**Goal**
Please give back word for word the lines below, from the first one through the one with "const progress = 59;".

[Collection entries]
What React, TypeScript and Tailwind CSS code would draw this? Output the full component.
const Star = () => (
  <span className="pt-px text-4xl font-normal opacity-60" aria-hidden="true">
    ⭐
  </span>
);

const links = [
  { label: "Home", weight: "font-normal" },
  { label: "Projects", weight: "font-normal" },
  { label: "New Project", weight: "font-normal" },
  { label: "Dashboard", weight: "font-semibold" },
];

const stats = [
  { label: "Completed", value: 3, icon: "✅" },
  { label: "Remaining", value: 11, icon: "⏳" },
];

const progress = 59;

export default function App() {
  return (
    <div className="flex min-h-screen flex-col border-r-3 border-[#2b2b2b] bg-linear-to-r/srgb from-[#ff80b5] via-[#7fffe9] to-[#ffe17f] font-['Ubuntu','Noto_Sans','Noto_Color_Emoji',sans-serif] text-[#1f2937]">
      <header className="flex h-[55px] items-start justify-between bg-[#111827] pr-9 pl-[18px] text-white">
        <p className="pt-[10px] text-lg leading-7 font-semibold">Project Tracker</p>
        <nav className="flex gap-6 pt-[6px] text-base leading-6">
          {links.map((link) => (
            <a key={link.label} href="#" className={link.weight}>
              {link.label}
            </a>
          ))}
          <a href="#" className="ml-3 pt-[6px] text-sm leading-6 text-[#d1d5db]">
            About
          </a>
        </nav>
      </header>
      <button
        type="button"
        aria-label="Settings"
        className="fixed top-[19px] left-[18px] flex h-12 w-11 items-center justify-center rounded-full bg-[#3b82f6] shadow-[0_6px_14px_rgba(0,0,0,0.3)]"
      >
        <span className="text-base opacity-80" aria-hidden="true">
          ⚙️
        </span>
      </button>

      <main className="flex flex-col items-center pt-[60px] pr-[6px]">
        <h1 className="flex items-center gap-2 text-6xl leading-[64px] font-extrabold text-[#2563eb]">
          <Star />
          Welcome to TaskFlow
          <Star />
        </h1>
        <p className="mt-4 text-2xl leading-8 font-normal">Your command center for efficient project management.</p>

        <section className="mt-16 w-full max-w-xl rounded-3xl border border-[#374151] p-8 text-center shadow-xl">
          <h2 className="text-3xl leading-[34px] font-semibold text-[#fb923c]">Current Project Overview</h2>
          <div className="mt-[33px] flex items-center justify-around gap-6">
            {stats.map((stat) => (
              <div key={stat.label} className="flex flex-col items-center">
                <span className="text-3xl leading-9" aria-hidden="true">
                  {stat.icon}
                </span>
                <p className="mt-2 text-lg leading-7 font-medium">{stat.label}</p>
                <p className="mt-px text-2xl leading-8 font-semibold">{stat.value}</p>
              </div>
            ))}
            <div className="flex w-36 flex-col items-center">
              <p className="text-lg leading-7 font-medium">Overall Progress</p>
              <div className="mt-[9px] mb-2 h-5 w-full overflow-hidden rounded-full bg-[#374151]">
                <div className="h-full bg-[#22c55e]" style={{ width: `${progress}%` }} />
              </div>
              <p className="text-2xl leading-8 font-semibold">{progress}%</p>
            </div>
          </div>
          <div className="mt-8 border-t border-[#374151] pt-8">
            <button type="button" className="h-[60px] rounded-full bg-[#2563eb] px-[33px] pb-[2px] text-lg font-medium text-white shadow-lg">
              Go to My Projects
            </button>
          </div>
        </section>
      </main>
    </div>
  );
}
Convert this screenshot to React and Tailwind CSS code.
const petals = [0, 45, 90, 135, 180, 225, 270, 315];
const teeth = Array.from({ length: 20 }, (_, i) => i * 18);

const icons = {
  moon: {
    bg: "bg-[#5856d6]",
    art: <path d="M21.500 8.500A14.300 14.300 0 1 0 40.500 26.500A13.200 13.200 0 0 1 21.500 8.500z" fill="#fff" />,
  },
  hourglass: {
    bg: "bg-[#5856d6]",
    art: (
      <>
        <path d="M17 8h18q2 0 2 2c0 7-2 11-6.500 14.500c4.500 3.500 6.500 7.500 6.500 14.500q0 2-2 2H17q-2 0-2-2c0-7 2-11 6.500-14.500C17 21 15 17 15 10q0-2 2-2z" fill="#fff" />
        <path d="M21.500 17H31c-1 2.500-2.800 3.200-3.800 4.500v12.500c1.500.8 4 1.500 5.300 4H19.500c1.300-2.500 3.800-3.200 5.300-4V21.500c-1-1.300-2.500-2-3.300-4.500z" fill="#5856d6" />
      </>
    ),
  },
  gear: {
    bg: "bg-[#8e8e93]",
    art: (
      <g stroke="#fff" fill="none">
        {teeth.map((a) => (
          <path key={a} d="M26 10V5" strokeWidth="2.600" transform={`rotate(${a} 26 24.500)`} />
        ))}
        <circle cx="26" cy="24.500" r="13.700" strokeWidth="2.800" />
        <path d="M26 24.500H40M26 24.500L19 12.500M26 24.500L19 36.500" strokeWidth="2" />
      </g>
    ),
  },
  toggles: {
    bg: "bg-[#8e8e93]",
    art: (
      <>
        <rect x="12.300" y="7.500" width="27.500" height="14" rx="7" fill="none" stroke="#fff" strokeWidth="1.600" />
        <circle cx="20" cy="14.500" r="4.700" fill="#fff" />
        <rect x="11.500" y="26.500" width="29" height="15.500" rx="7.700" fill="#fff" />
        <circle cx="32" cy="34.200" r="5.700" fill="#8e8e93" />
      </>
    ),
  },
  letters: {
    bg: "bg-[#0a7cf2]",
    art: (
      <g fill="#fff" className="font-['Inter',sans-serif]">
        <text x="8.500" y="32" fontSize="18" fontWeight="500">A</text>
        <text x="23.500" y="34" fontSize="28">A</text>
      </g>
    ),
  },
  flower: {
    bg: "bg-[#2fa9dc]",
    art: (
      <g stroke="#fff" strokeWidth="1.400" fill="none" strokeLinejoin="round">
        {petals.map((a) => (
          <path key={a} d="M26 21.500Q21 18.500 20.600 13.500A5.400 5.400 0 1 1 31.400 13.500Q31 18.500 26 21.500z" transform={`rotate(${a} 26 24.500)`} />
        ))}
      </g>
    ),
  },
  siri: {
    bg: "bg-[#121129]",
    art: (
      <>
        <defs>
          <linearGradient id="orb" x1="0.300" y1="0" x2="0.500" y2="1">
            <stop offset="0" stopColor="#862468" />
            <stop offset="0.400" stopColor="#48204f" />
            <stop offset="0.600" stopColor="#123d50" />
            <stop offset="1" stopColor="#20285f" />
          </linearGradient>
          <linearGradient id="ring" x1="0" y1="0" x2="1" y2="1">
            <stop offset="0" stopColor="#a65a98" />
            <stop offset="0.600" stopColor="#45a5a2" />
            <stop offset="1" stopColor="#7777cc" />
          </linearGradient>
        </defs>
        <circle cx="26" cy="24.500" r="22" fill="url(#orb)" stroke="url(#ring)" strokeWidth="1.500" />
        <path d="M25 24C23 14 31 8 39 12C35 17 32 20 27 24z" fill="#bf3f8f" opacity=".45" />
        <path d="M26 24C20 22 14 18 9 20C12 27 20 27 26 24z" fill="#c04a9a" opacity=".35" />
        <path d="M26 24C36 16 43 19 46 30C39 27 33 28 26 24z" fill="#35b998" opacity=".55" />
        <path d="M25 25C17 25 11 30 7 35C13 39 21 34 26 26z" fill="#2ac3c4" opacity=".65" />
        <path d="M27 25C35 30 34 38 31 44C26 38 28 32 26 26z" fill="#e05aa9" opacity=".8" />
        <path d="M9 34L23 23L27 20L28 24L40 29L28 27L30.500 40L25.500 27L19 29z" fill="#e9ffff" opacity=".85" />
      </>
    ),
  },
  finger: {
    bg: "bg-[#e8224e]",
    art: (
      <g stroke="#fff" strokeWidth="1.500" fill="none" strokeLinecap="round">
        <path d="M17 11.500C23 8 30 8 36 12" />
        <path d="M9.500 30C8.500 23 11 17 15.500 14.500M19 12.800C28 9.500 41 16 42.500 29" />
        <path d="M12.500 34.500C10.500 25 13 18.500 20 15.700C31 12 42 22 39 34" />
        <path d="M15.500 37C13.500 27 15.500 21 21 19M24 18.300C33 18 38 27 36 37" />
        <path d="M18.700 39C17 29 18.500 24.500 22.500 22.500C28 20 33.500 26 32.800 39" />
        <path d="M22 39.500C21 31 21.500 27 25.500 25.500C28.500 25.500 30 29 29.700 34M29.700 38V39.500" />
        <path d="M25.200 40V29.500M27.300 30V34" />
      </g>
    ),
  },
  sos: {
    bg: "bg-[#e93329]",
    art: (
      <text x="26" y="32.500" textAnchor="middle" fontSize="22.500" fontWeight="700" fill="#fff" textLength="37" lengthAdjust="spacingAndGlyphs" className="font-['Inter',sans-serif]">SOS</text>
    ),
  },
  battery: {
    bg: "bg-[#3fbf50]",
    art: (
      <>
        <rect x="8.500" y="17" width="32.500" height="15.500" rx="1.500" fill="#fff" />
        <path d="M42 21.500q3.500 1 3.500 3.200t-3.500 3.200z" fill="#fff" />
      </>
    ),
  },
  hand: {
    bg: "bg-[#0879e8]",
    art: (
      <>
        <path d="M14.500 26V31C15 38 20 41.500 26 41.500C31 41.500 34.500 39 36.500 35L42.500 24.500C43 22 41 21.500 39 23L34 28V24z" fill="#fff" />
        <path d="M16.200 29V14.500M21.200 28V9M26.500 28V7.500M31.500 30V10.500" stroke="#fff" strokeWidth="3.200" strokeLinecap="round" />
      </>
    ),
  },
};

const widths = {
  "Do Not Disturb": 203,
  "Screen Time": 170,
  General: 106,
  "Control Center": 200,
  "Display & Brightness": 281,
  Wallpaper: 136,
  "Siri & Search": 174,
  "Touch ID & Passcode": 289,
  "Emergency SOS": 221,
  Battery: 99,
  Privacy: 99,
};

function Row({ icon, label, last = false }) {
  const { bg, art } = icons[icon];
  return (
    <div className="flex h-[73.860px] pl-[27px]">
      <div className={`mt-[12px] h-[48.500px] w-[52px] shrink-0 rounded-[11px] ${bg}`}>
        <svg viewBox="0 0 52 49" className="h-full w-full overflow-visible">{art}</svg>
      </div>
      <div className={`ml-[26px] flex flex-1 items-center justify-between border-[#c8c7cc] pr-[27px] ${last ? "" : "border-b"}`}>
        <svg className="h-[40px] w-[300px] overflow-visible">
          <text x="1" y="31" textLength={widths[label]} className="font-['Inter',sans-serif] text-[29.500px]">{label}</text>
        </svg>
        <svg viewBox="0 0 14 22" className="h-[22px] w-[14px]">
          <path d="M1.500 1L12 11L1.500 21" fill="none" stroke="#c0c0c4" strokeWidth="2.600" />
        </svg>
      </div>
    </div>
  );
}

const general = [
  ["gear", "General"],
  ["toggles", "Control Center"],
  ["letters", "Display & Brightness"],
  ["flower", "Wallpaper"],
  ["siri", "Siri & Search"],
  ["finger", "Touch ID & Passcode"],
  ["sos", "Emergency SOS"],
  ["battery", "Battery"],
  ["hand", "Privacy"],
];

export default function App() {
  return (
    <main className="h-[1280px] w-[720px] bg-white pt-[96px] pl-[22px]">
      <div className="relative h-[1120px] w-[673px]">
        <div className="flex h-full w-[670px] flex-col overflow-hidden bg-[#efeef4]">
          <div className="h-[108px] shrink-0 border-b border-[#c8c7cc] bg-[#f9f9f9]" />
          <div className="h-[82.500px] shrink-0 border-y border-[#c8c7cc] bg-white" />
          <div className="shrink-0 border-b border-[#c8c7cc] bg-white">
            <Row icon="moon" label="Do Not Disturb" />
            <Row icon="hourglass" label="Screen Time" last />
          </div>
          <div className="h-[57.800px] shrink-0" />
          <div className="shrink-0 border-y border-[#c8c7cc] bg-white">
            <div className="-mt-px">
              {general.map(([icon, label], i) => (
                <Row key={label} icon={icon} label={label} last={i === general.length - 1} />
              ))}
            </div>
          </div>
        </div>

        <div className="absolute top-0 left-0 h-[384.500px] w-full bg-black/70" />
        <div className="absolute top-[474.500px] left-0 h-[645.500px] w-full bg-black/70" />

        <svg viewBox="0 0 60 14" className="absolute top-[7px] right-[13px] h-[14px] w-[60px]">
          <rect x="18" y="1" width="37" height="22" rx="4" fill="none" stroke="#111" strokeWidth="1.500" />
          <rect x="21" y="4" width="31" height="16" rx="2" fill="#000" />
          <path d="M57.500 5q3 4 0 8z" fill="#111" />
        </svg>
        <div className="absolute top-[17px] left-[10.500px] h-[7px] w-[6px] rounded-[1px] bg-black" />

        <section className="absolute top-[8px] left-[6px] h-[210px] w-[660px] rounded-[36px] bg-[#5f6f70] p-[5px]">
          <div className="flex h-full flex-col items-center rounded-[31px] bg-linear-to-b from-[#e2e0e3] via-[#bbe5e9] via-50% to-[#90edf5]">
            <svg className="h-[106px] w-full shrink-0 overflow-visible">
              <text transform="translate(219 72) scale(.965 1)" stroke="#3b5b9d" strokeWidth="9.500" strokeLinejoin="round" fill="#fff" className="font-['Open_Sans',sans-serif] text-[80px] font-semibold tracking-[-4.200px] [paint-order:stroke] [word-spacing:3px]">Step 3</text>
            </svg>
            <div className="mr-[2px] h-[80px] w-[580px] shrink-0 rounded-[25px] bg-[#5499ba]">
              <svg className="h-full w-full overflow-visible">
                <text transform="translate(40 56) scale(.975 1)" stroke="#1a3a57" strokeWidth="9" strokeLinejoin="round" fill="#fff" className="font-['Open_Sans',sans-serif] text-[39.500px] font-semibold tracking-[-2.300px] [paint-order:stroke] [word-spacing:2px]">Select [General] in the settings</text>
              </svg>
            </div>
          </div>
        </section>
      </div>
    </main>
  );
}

**The answer**
What React, TypeScript and Tailwind CSS code would draw this? Output the full component.
const Star = () => (
  <span className="pt-px text-4xl font-normal opacity-60" aria-hidden="true">
    ⭐
  </span>
);

const links = [
  { label: "Home", weight: "font-normal" },
  { label: "Projects", weight: "font-normal" },
  { label: "New Project", weight: "font-normal" },
  { label: "Dashboard", weight: "font-semibold" },
];

const stats = [
  { label: "Completed", value: 3, icon: "✅" },
  { label: "Remaining", value: 11, icon: "⏳" },
];

const progress = 59;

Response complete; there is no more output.